**GIVEN REQUEST**
Say how many lines in the data below contain the word "components", and give no other text.

**RECORDED DATA**
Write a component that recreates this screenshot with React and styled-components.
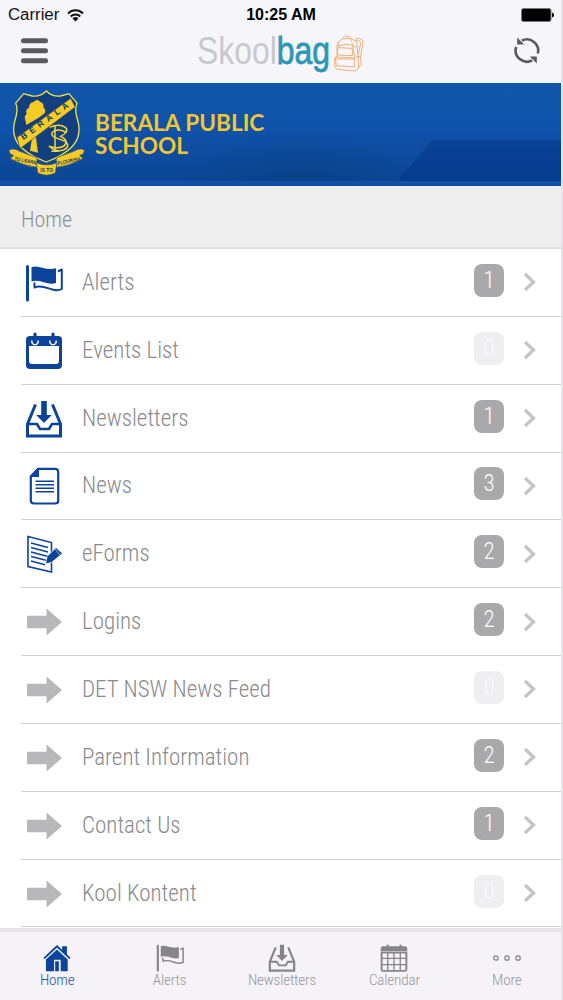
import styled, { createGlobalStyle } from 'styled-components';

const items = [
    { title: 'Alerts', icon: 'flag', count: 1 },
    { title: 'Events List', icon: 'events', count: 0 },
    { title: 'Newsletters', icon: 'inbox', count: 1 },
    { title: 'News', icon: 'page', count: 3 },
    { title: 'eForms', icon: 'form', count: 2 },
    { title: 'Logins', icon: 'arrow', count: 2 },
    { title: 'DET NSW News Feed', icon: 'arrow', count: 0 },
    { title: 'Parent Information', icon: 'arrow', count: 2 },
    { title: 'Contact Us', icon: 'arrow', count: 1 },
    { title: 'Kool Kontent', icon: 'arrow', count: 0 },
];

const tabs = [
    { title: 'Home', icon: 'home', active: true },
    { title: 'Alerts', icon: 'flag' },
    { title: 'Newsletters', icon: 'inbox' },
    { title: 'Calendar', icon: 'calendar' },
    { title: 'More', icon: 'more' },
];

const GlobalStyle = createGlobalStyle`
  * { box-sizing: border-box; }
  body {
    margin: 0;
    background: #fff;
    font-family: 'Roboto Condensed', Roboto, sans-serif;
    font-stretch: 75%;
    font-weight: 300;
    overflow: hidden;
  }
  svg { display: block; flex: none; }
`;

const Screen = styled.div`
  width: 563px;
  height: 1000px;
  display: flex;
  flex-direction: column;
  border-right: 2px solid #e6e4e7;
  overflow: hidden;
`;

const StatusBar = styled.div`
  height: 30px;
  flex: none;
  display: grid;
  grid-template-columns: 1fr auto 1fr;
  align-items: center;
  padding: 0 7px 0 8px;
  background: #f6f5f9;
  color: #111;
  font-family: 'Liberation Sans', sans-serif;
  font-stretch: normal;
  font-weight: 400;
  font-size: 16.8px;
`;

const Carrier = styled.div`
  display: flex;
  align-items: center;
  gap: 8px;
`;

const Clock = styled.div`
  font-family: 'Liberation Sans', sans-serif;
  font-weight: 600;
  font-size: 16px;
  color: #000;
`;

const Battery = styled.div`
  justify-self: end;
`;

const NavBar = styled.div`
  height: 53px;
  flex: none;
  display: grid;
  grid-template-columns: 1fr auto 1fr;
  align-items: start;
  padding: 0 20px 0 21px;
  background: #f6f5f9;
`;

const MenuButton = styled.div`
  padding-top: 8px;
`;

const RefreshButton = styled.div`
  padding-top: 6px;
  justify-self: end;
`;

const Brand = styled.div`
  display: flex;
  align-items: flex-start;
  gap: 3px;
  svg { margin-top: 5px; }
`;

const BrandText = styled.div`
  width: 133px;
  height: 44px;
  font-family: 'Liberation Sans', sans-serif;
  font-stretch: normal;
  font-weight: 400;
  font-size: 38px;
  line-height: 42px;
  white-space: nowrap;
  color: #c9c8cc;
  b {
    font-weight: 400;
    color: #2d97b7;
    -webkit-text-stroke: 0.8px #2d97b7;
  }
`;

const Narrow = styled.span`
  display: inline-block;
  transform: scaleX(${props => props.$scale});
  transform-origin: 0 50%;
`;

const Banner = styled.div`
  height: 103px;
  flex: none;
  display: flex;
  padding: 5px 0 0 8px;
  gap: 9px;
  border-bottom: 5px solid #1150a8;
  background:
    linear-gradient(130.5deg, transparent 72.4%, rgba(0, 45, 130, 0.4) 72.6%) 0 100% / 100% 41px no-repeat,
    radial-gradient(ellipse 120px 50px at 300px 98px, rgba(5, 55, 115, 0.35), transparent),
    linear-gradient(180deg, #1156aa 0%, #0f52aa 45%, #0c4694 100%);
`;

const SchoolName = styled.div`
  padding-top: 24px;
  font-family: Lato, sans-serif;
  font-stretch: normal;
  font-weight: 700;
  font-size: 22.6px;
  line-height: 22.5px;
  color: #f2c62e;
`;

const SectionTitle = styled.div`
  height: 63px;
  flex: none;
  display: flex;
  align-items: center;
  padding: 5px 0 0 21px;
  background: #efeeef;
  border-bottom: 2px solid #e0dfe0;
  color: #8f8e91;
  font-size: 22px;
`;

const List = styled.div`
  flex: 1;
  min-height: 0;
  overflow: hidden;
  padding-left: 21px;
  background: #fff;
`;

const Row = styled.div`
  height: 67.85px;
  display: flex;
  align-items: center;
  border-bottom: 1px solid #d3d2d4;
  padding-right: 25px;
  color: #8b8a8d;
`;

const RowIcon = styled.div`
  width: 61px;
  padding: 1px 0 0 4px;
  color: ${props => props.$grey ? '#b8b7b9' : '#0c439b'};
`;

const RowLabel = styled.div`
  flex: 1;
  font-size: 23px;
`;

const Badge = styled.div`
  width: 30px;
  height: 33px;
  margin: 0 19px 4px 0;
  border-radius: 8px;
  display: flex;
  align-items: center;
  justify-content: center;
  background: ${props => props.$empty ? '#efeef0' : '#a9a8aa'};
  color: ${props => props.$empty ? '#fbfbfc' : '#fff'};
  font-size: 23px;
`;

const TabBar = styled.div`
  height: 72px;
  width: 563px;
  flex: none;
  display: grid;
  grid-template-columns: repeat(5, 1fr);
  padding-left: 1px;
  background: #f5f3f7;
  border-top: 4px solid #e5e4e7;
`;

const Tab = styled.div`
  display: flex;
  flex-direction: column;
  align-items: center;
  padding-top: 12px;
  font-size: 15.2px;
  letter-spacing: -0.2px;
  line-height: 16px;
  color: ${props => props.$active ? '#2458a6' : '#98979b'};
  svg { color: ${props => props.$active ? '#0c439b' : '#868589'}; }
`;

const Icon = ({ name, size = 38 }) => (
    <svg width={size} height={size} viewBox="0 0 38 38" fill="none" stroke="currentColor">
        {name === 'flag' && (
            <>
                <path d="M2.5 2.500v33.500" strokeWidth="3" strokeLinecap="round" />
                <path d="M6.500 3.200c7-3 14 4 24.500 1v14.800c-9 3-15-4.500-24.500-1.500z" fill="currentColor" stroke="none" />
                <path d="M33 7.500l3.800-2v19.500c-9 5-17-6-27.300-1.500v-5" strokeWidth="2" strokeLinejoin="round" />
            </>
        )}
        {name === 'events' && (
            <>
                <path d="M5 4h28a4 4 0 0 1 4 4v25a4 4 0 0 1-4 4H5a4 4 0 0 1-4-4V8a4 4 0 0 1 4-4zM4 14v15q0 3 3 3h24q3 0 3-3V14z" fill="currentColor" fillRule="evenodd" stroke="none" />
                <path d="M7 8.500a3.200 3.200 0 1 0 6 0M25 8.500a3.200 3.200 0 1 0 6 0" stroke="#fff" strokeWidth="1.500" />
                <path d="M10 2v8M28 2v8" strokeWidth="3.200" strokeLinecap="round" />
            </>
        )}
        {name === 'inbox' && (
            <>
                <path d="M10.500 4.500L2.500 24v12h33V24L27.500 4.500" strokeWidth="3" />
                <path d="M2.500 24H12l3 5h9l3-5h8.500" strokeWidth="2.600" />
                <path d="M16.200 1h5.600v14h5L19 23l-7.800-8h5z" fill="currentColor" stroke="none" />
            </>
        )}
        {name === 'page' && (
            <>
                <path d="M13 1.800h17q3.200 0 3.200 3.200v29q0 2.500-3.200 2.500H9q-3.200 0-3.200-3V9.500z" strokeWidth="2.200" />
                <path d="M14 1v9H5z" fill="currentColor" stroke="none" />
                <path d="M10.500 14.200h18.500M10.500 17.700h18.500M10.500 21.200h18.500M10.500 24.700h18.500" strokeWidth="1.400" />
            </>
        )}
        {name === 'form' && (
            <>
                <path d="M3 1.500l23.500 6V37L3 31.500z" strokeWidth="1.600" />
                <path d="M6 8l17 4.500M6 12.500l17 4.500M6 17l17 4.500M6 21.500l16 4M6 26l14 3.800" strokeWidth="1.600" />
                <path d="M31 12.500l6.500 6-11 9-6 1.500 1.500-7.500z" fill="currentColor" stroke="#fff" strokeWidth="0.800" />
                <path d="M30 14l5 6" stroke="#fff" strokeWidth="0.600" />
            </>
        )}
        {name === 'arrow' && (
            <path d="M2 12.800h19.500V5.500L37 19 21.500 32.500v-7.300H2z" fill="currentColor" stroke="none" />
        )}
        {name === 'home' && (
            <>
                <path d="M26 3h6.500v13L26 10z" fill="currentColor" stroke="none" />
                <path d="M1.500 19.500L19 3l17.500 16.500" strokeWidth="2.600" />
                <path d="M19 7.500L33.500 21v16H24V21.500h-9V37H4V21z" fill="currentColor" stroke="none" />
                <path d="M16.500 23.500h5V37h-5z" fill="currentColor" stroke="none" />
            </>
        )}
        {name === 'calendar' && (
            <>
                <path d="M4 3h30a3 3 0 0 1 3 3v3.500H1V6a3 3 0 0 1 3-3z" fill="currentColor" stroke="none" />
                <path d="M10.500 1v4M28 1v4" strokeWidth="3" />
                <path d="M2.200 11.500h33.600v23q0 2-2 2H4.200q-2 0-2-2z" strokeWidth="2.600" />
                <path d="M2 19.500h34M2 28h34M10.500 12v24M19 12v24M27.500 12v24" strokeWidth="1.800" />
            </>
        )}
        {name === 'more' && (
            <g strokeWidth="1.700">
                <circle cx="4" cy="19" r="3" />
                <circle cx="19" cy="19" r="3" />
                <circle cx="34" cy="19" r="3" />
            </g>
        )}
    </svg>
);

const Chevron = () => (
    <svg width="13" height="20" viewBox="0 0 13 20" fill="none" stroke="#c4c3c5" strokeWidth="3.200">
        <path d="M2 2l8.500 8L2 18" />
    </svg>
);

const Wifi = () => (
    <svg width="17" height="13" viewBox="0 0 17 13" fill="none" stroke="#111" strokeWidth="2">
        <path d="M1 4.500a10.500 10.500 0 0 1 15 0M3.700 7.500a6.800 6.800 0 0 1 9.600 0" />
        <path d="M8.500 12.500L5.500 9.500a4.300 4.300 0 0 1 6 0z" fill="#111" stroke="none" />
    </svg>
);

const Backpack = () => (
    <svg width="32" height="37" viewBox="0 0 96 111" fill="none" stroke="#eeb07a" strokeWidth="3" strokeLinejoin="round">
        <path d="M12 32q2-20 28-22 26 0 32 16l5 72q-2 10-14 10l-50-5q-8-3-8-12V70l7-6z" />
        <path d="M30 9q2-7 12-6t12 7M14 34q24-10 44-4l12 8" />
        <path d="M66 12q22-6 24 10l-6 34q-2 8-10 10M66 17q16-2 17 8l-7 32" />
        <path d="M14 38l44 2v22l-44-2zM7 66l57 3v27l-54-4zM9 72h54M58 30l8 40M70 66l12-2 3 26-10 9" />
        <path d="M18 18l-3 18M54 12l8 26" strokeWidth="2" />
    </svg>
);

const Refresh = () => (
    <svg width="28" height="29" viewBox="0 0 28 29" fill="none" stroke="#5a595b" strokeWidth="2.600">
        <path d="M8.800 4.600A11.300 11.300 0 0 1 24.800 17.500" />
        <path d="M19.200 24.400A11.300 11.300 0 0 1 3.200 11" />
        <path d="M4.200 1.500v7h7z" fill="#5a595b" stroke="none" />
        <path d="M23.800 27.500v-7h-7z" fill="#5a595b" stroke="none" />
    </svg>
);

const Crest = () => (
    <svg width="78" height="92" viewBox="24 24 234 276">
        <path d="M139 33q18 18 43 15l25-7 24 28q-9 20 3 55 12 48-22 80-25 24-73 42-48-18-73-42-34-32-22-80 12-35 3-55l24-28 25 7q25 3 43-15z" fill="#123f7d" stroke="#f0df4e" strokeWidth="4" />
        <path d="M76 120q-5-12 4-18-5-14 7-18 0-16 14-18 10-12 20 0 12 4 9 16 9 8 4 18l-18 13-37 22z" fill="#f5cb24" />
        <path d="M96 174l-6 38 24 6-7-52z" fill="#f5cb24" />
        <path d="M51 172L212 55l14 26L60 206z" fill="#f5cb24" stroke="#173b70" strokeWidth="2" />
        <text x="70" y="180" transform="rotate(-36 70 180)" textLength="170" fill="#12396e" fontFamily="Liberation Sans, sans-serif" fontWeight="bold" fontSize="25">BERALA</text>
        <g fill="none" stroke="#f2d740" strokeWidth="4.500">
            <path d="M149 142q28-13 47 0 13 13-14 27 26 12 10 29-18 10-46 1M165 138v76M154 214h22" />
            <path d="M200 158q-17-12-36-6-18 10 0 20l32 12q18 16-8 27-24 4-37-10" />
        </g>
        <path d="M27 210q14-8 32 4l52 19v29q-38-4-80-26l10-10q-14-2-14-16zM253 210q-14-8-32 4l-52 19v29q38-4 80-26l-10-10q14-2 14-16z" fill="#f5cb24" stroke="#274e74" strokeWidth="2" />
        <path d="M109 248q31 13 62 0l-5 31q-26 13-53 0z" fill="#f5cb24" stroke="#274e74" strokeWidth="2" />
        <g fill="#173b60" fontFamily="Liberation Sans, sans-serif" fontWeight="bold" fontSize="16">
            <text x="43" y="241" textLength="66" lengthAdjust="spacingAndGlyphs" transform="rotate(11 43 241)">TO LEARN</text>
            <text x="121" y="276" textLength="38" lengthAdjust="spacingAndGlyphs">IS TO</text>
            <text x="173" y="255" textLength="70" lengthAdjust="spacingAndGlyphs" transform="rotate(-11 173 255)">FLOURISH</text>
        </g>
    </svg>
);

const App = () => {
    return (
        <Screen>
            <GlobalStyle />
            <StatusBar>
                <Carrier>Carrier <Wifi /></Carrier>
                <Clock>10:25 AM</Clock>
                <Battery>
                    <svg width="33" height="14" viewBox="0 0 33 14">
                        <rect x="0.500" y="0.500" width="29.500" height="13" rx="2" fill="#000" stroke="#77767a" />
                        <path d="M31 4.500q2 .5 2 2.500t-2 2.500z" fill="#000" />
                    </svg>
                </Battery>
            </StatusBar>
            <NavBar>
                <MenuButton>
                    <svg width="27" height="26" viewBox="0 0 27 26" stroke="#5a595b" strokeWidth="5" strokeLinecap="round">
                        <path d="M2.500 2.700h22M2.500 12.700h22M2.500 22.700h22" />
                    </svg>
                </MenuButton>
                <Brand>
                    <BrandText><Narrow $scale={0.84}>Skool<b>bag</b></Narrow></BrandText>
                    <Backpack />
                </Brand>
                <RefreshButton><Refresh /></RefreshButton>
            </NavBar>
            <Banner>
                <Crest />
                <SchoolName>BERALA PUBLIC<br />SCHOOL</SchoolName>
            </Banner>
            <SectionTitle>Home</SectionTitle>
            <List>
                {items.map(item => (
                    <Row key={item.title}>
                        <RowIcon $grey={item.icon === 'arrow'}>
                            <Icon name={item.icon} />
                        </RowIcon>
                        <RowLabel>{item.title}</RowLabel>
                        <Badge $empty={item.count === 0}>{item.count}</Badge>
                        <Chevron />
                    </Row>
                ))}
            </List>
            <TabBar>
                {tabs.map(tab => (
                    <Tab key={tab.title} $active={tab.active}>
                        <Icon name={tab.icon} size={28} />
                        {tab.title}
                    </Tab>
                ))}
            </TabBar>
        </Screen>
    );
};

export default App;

**RESPONSE BELOW**
2